28 THURSDAY In 1977, modern design pioneers Charles and Ray Eames made Powers of Ten, a now-classic educational film that examined ideas of time, size, and scale by zooming (by powers of ten) from an image of a sleeping man on the city’s lakefront out to the edge of the universe and then back, journeying in from the man’s hand to a single quark. The film, accompanied by a display of oversize stills, text, and additional material, forms the centerpiece of the Peggy Notebaert Nature Museum’s math-oriented exhibition “3.” The museum is open today from 9 to 4:30 (the exhibits will be up until January 7) at 2430 Cannon Drive in Lincoln Park (773-755-5100). Admission is $6, $4 for students and seniors, and $3 for kids.
Next week is the Reader’s special fiction issue, which means there will be no Calendar–here are a few things to do when you’re not reading some great stories.

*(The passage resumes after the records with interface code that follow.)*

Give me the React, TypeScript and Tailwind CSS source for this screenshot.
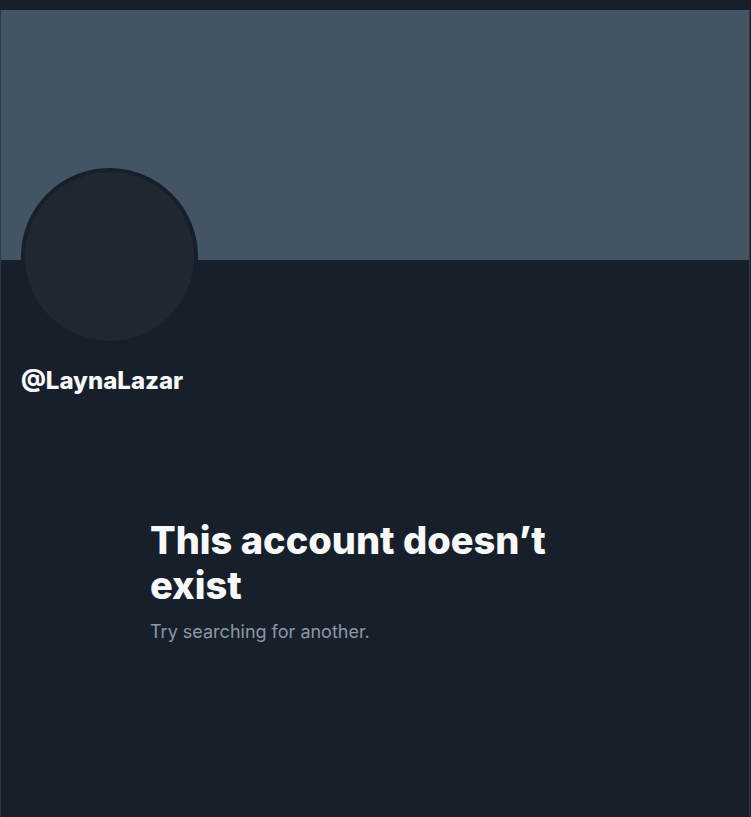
import React from 'react';

const App: React.FC = () => {
  return (
    <div className="min-h-[817px] w-[751px] bg-[#17202a] font-['Inter','Noto_Sans',sans-serif]">
      <div className="h-[10px] bg-[#161f2a]" />
      <div className="w-[750px] min-h-[807px] border-x border-[#2f3a46] bg-[#17202a]">
        {/* Banner */}
        <div className="h-[250px] bg-[#435464]" />

        {/* Avatar + handle */}
        <div className="px-5">
          <div className="-mt-[92px] h-[177px] w-[177px] rounded-full border-4 border-[#17202a] bg-[#202731]" />
          <div className="mt-[21px] text-[24px] font-extrabold leading-[30px] text-[#f7f9f9]">@LaynaLazar</div>
        </div>

        {/* Empty state */}
        <div className="mx-auto mt-[122px] w-[450px]">
          <h1 className="text-[38px] font-extrabold leading-[45px] text-[#f7f9f9]">
            This account doesn’t exist
          </h1>
          <p className="mt-[12px] text-[18px] leading-6 text-[#8b98a5]">Try searching for another.</p>
        </div>
      </div>
    </div>
  );
};

export default App;
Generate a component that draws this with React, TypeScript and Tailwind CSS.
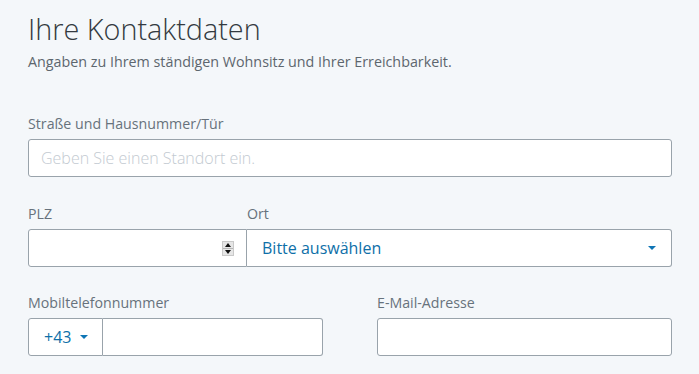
const font = { fontFamily: '"Open Sans", "Liberation Sans", sans-serif' };

function Caret({ className = "" }: { className?: string }) {
  return (
    <svg width="8" height="4" viewBox="0 0 8 4" className={className}>
      <path d="M0 0h8L4 4z" fill="currentColor" />
    </svg>
  );
}

function Spinner() {
  return (
    <div className="flex h-[15px] w-[12px] flex-col border border-[#c9c9c9] bg-[#e6e6e6]">
      <div className="flex flex-1 items-center justify-center border-b border-[#b5b5b5]">
        <svg width="6" height="4" viewBox="0 0 6 4">
          <path d="M0 4h6L3 0z" fill="#111" />
        </svg>
      </div>
      <div className="flex flex-1 items-center justify-center">
        <svg width="6" height="4" viewBox="0 0 6 4">
          <path d="M0 0h6L3 4z" fill="#111" />
        </svg>
      </div>
    </div>
  );
}

function Label({ children }: { children: React.ReactNode }) {
  return <div className="mb-[5px] text-[14.2px] leading-[20px] text-[#67727c]">{children}</div>;
}

export default function App() {
  return (
    <div className="min-h-screen bg-[#f4f7fa] pl-[28px] pt-[9px]" style={font}>
      <div className="w-[644px]">
        <h1 className="text-[28.8px] font-light leading-[40px] text-[#333a40]">Ihre Kontaktdaten</h1>
        <p className="mt-[3px] text-[14.3px] leading-[20px] text-[#5d666e]">
          Angaben zu Ihrem ständigen Wohnsitz und Ihrer Erreichbarkeit.
        </p>

        <div className="mt-[42px]">
          <Label>Straße und Hausnummer/Tür</Label>
          <div className="flex h-[38px] items-center rounded-[3px] border border-[#99a3ab] bg-white px-[12px] text-[16px] font-light text-[#c3cad1]">
            Geben Sie einen Standort ein.
          </div>
        </div>

        <div className="mt-[27px] flex">
          <div className="w-[219px]">
            <Label>PLZ</Label>
            <div className="flex h-[38px] items-center justify-end rounded-l-[3px] border border-[#99a3ab] bg-white pr-[12px]">
              <Spinner />
            </div>
          </div>
          <div className="flex-1">
            <Label>Ort</Label>
            <div className="flex h-[38px] items-center justify-between rounded-r-[3px] border border-l-0 border-[#99a3ab] bg-white pl-[15px] pr-[15px] text-[16px] text-[#0e6fa8]">
              <span>Bitte auswählen</span>
              <Caret className="text-[#0e75b5]" />
            </div>
          </div>
        </div>

        <div className="mt-[26px] grid grid-cols-2 gap-x-[54px]">
          <div>
            <Label>Mobiltelefonnummer</Label>
            <div className="flex h-[38px]">
              <div className="flex w-[75px] items-center gap-[9px] rounded-l-[3px] border border-[#99a3ab] bg-white pl-[15px] text-[16px] text-[#0e6fa8]">
                <span>+43</span>
                <Caret className="text-[#0e75b5]" />
              </div>
              <div className="flex-1 rounded-r-[3px] border border-l-0 border-[#99a3ab] bg-white" />
            </div>
          </div>
          <div>
            <Label>E-Mail-Adresse</Label>
            <div className="h-[38px] rounded-[3px] border border-[#99a3ab] bg-white" />
          </div>
        </div>
      </div>
    </div>
  );
}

Since June 1994 the Chicago Seekers, an informal group interested in discussing philosophy, has been meeting monthly. Tonight’s topic, A Post X-ma$ Celebration of Intangibles as More Meaningful Than Materialism, takes book six of Plato’s Republic as its start. “The whole point is to apply these abstract ideas to the betterment of our everyday lives, rather than talk about them as some useless theory,” says seeker Bob Lichtenbert, who will begin the session with a brief presentation. “It’s a lot to do in one meeting, but we’ll give it a shot.” It’s from 8 to 10 on Friday, December 29, at Mitchell’s restaurant, 1953 N. Clybourn. It’s free; call 773-477-1744.
Most of the chants Dave Stringer leads at his kirtans (participatory ecstatic chanting events) are in Sanskrit, but he also throws in some Hindi. Between the chants he sings songs, most of which are bluesy and in English. Stringer, who plays harmonium, and his backup band will lead a kirtan Sunday, December 31, at 8 PM at Moksha Yoga, 700 N. Carpenter. Admission is $25. It’ll be followed by a free satsang and meditation, which run from 10:30 to 1. Call 312-942-9642.

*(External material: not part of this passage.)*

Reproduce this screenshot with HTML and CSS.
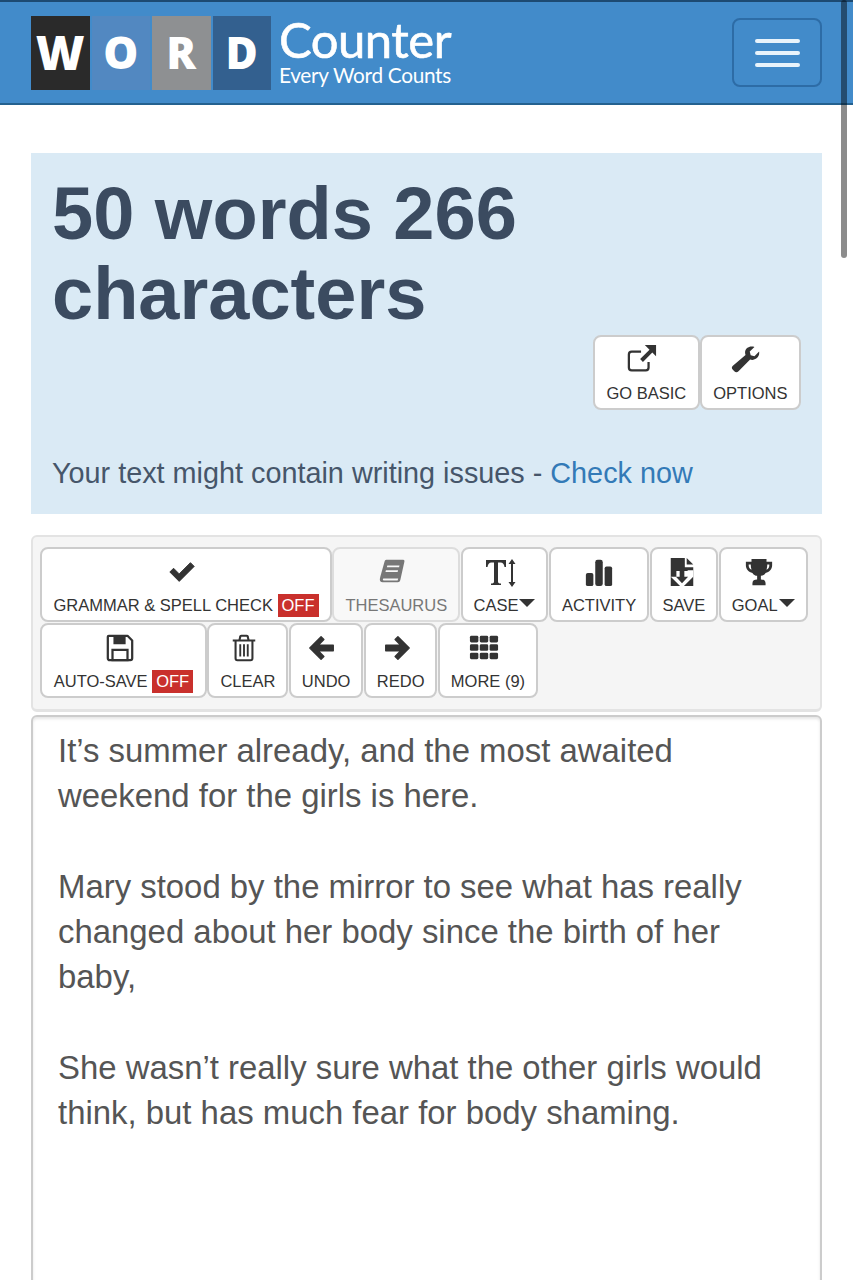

The money raised from the Yoga Practice to Benefit Gilda’s Club Monday, January 1, will be used to purchase badly needed blocks, straps, blankets, and other props for cancer patients who take classes at the club. “Not everyone can do the poses, so we want to be able to adapt them by using props,” says yoga teacher and event organizer Mary Klonowski. Six studios are participating in the yoga-thon, and the classes, which range from beginning to advanced, are $15 each. Call Gilda’s Club at 312-464-9900 for exact times and locations.
Since hitting the streets exactly one year ago to capture millennial life in Chicago, the 108 photographers who contributed to the CITY 2000 documentary project have taken over 500,000 pictures. Some 300 of these go on display January 1 at the Chicago Cultural Center, 78 E. Washington (312-744-6630). You Are Here: Chicago in the Year 2000 will be open from noon to 5 on New Year’s Day; the free exhibit continues through March 4.
Not only is it “cool” to do three one-act plays with the same setting, it’s economical. “We work with a very small budget,” says Equity Library Theatre Chicago’s Frank Farrell. “We don’t pay our actors, so we don’t want to spend a lot of money on the sets. Also, the focus should be on the actors and the acting.” The ELTC’s latest installment of its “Greatest American Playwrights of the 20th Century” series, the Park Bench Plays, features Edward Albee’s The Zoo Story, John Guare’s The Loveliest Afternoon of the Year, and Israel Horovitz’s Shooting Gallery–all of which take place on park benches. The show opens January 4 at 8 and runs weekends through January 28 at the Breadline Theatre, 1802 W. Berenice. Tickets are $15, $10 for students. Call 773-743-0266.